Is the UK doing enough to reduce the use of sulphur hexafluoride (SF6)?
The characteristics of this gas make it highly effective for use in electrical switchgear – but it one of the most potent greenhouse gases, with an effect around 24,000 times that of carbon dioxide. So managing small leaks is important and finding alternatives is a priority – and the pressure must be maintained to ensure that the gas is driven out of the industry at high voltage, where replacements are more difficult, as well as local networks.
The industry aims to reduce leaks and, long term, to find replacements for SF6. But Sustainability First argues that the regulator is doing too little to drive the electricity networks to move faster towards less-polluting alternatives, even at low voltage.
In a response to Ofgem’s consultation on draft business plans for distribution networks in England and Wales, SF described the DNOs’ SF6 strategies as a “material but neglected area” in asset management and said the networks’ strategies were “of highly variable quality”.
Describing as “wholly inadequate” Ofgem’s plans for a reputational incentive, with progress reports, instead of financial penalties and rewards, it called for a “change of gear”.
First, SF wants the distribution networks to put in place a common reporting methodology, – something that has been proposed by Ofgem. It said, “Otherwise, it remains impossible to fully understand the bigger picture – not just on leakage but also to gain a clearer view of the 200,000 equipment items that contain SF6 held right across DNO networks.” Then it wants Ofgem to use financial incentives to drive networks to make better, faster changes to their use of SF6, whether that is reducing leaks, changing assets or having active engagement with the supply chain.
More pressure needed to address higher voltage
Whatever the limitations of the ED2 proposals, distribution networks have the benefit that alternatives to SF6 are being developed and are becoming more commonly used. But at higher voltage, satisfactory replacements are more difficult to find – and the high-voltage network is expanding rapidly, both on and offshore. What is more, the regulators will have fewer opportunities to put pressure on new high-voltage network operators.
Although the problem is acknowledged in a new draft of the National Policy Statement (NPS) on energy, where SF6 is singled out as “an extraordinarily potent greenhouse gas”, it leaves large loopholes that could see the gas in use for decades.
In the draft NPS BEIS says “The climate-warming potential of SF6 is such that applicants should, as a rule, avoid the use of SF6 in new developments.” But it says, “Where no proven SF6-free alternative is commercially available… the continued use of SF6 is acceptable.”
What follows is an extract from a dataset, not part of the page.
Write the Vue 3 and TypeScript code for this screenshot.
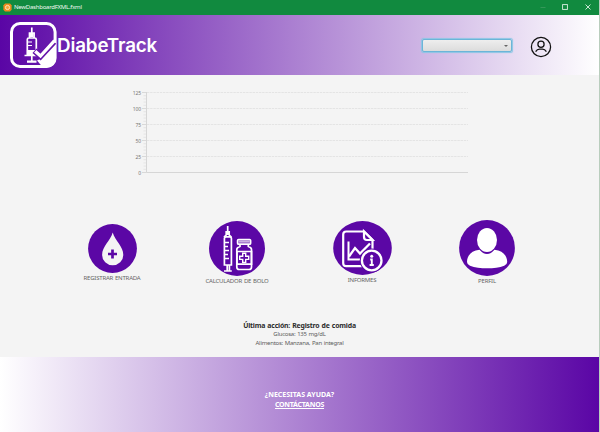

Project developers are expected to consider “at the design stage” whether the development could be “reconceived” without SF6 and explain the reasons and costs if they believe it cannot. But the Secretary of State can approve SF6 applications if there is no proven commercially available alternative, if a “bespoke SF6-free alternative would be grossly disproportionate in terms of cost” and “provided that emissions monitoring and control measures compliant with the F-gas Regulation and/or its successors are in place”.
Under the price review process, incumbent transmission networks will have a new hurdle to cross every five years as incumbent and regulator settle on a price determination. As Sustainability First’s call regarding distribution networks shows, the review offers an opportunity to reset the baseline in response to new options on SF6.
But offshore connections are given a licence lasting two decades or more and – if the regulator expands onshore network competition as planned – an increasing number of onshore high-voltage links will operate under similar long licences.
As the number of such links increases, it is more important than ever that the licence requires SF6 management and reduction over the long term – and not an approach that was ‘best available technology’ at a design stage 20 years ago.